* [Aim of the exercise] Search the records that follow and extract every line containing the string "Tailwind".

* [Stored rows]
■ ■ ■ ■ ■ ■ ■

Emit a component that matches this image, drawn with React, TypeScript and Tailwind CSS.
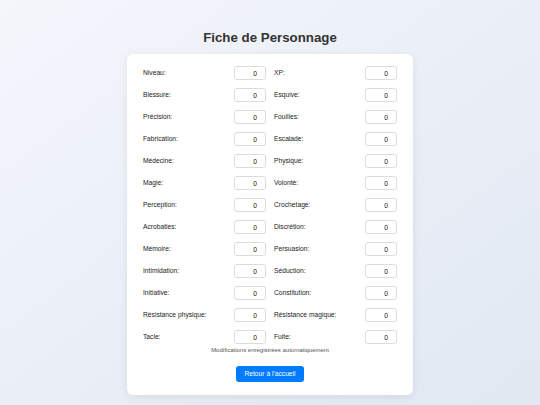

■ ■ ■ ■ ■ ■ ■

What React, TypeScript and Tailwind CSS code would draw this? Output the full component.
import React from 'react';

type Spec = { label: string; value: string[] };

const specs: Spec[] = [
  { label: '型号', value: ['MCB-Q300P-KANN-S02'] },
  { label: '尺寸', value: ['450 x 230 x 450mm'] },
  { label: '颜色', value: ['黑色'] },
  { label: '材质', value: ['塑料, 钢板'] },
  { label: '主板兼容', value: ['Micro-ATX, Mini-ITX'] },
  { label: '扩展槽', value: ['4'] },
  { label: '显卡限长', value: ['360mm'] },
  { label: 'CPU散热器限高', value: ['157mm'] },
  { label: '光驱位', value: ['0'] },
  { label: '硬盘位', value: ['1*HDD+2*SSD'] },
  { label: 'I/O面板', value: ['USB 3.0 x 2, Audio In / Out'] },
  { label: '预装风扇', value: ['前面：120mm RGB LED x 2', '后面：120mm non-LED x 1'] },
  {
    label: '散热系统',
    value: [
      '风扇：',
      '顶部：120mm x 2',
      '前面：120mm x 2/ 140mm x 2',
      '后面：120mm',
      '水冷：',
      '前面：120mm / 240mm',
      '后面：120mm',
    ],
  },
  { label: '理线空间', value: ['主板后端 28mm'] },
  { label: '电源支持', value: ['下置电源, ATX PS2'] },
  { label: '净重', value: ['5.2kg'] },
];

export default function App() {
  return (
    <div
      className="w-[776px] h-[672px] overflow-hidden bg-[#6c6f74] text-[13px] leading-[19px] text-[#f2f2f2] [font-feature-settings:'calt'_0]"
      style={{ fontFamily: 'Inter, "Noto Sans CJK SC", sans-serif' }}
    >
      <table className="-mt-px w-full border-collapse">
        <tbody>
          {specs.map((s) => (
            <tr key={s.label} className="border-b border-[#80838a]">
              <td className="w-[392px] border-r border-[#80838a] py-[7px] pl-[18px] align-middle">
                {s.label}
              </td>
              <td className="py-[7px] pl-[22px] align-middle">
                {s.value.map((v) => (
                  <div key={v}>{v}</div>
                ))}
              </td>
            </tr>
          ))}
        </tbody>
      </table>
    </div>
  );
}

■ ■ ■ ■ ■ ■ ■

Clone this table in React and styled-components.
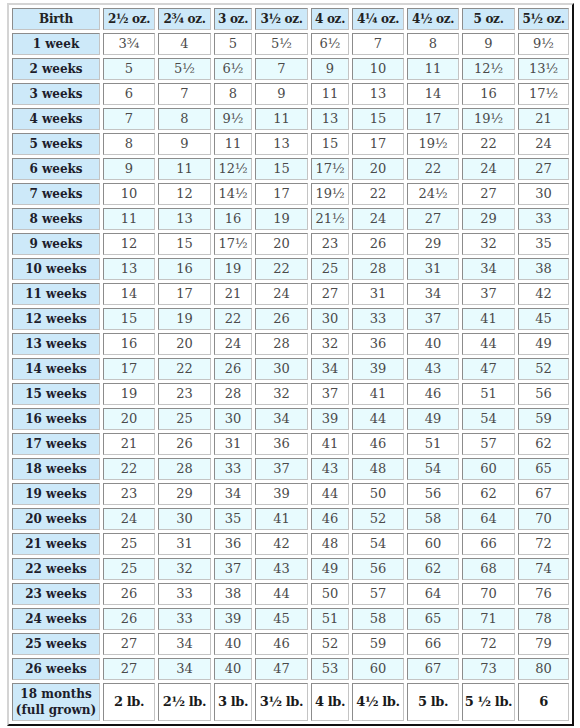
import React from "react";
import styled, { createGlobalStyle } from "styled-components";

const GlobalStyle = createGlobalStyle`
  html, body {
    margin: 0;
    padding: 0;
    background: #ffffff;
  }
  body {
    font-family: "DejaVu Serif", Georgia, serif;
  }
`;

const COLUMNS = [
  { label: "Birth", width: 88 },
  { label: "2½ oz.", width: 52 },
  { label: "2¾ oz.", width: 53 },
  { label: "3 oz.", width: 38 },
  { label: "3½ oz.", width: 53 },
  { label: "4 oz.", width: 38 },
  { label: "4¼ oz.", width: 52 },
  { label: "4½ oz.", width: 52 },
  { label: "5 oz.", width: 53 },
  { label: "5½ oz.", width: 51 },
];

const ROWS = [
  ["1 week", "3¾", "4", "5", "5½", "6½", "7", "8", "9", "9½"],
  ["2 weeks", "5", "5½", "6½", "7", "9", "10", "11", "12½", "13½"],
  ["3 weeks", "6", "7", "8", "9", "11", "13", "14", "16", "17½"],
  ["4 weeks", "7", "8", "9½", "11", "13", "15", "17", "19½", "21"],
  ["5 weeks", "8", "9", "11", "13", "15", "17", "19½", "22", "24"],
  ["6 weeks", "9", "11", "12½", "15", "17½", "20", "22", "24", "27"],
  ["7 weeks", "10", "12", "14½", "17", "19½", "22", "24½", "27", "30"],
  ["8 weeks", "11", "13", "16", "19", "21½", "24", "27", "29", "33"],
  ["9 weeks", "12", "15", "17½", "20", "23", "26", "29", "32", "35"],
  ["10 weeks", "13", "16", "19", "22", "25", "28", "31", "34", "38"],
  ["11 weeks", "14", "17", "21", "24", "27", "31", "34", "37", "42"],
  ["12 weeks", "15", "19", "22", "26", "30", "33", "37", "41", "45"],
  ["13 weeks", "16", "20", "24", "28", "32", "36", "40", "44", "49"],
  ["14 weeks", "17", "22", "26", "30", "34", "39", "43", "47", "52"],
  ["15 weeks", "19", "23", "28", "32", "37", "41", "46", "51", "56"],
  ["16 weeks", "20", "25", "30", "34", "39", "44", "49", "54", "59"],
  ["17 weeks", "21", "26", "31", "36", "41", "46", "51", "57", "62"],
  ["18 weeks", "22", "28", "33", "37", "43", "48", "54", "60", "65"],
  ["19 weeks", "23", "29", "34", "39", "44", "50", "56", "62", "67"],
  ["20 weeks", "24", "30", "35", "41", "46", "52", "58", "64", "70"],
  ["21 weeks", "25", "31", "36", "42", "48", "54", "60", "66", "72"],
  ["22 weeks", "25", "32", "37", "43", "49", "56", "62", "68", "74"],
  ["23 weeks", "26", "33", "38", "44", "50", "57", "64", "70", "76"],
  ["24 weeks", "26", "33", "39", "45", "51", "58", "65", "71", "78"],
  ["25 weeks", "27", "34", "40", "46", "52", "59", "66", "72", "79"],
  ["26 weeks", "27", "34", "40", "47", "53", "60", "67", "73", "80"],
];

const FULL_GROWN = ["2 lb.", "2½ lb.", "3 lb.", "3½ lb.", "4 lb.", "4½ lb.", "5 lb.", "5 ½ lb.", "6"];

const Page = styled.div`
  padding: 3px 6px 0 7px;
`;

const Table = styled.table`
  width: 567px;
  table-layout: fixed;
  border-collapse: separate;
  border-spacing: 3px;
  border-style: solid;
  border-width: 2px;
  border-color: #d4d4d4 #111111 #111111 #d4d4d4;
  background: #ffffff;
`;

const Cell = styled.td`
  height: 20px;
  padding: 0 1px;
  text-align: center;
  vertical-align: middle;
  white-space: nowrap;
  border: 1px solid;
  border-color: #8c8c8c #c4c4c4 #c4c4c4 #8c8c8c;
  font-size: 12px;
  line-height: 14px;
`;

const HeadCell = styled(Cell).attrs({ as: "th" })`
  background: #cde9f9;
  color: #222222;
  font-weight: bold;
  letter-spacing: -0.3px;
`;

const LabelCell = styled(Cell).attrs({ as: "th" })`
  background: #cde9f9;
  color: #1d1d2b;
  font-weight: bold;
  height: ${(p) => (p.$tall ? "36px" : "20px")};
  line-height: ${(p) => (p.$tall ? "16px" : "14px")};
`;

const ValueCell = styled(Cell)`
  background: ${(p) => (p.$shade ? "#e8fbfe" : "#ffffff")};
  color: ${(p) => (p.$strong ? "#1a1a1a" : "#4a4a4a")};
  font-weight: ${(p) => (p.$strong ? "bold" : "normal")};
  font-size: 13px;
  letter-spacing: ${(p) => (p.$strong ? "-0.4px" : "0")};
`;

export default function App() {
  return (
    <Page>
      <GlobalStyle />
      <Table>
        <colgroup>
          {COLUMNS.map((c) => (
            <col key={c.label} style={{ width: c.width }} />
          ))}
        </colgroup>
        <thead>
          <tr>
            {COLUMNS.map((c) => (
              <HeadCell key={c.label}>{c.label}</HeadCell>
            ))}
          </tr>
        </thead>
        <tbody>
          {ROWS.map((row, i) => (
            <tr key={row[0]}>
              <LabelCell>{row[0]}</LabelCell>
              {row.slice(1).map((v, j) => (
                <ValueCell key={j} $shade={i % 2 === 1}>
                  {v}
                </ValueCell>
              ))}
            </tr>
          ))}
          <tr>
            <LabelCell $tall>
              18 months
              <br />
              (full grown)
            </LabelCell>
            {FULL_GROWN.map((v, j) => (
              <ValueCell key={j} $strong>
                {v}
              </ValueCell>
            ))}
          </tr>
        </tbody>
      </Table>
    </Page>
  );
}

■ ■ ■ ■ ■ ■ ■

* [The reply]
Emit a component that matches this image, drawn with React, TypeScript and Tailwind CSS.
What React, TypeScript and Tailwind CSS code would draw this? Output the full component.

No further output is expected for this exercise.